:: Exercise details ::
Give the listing again exactly, omitting its images.

──────

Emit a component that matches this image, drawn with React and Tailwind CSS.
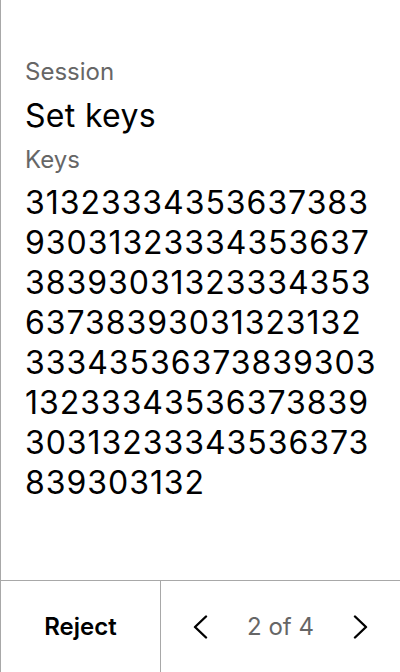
import React from 'react';

const KEY_LINES = [
  '31323334353637383',
  '93031323334353637',
  '38393031323334353',
  '63738393031323132',
  '33343536373839303',
  '13233343536373839',
  '30313233343536373',
  '839303132',
];

const Chevron = ({ dir }) => (
  <svg width="16" height="24" viewBox="0 0 16 24" fill="none" stroke="#000" strokeWidth="2.4" strokeLinecap="round" strokeLinejoin="round">
    {dir === 'left' ? <path d="M14 1.5 L3 12 L14 22.5" /> : <path d="M2 1.5 L13 12 L2 22.5" />}
  </svg>
);

export default function App() {
  return (
    <div className="w-[400px] h-[672px] bg-white border-l border-[#a8a8a8] flex flex-col" style={{ fontFamily: 'Inter, "Noto Sans", sans-serif' }}>
      <div className="flex-1 pt-[58px] px-6">
        <p className="text-[24px] leading-7 text-[#666]">Session</p>
        <h1 className="text-[32px] leading-[36px] mt-[12px] text-black tracking-[0.01em]">Set keys</h1>
        <p className="text-[24px] leading-7 mt-[12px] text-[#666]">Keys</p>
        <p className="text-[32px] leading-10 mt-[9px] text-black tracking-[0.03em]">
          {KEY_LINES.map((l, i) => (
            <span key={i} className="block">{l}</span>
          ))}
        </p>
      </div>
      <div className="h-[92px] border-t border-[#a8a8a8] flex">
        <button className="w-[160px] border-r border-[#a8a8a8] text-[24px] font-semibold text-black">Reject</button>
        <div className="flex-1 flex items-center justify-between px-[31px]">
          <Chevron dir="left" />
          <span className="text-[24px] text-[#666]">2 of 4</span>
          <Chevron dir="right" />
        </div>
      </div>
    </div>
  );
}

──────

:: Solution to the problem ::
Emit a component that matches this image, drawn with React and Tailwind CSS.
import React from 'react';

const KEY_LINES = [
  '31323334353637383',
  '93031323334353637',
  '38393031323334353',
  '63738393031323132',
  '33343536373839303',
  '13233343536373839',
  '30313233343536373',
  '839303132',
];

const Chevron = ({ dir }) => (
  <svg width="16" height="24" viewBox="0 0 16 24" fill="none" stroke="#000" strokeWidth="2.4" strokeLinecap="round" strokeLinejoin="round">
    {dir === 'left' ? <path d="M14 1.5 L3 12 L14 22.5" /> : <path d="M2 1.5 L13 12 L2 22.5" />}
  </svg>
);

export default function App() {
  return (
    <div className="w-[400px] h-[672px] bg-white border-l border-[#a8a8a8] flex flex-col" style={{ fontFamily: 'Inter, "Noto Sans", sans-serif' }}>
      <div className="flex-1 pt-[58px] px-6">
        <p className="text-[24px] leading-7 text-[#666]">Session</p>
        <h1 className="text-[32px] leading-[36px] mt-[12px] text-black tracking-[0.01em]">Set keys</h1>
        <p className="text-[24px] leading-7 mt-[12px] text-[#666]">Keys</p>
        <p className="text-[32px] leading-10 mt-[9px] text-black tracking-[0.03em]">
          {KEY_LINES.map((l, i) => (
            <span key={i} className="block">{l}</span>
          ))}
        </p>
      </div>
      <div className="h-[92px] border-t border-[#a8a8a8] flex">
        <button className="w-[160px] border-r border-[#a8a8a8] text-[24px] font-semibold text-black">Reject</button>
        <div className="flex-1 flex items-center justify-between px-[31px]">
          <Chevron dir="left" />
          <span className="text-[24px] text-[#666]">2 of 4</span>
          <Chevron dir="right" />
        </div>
      </div>
    </div>
  );
}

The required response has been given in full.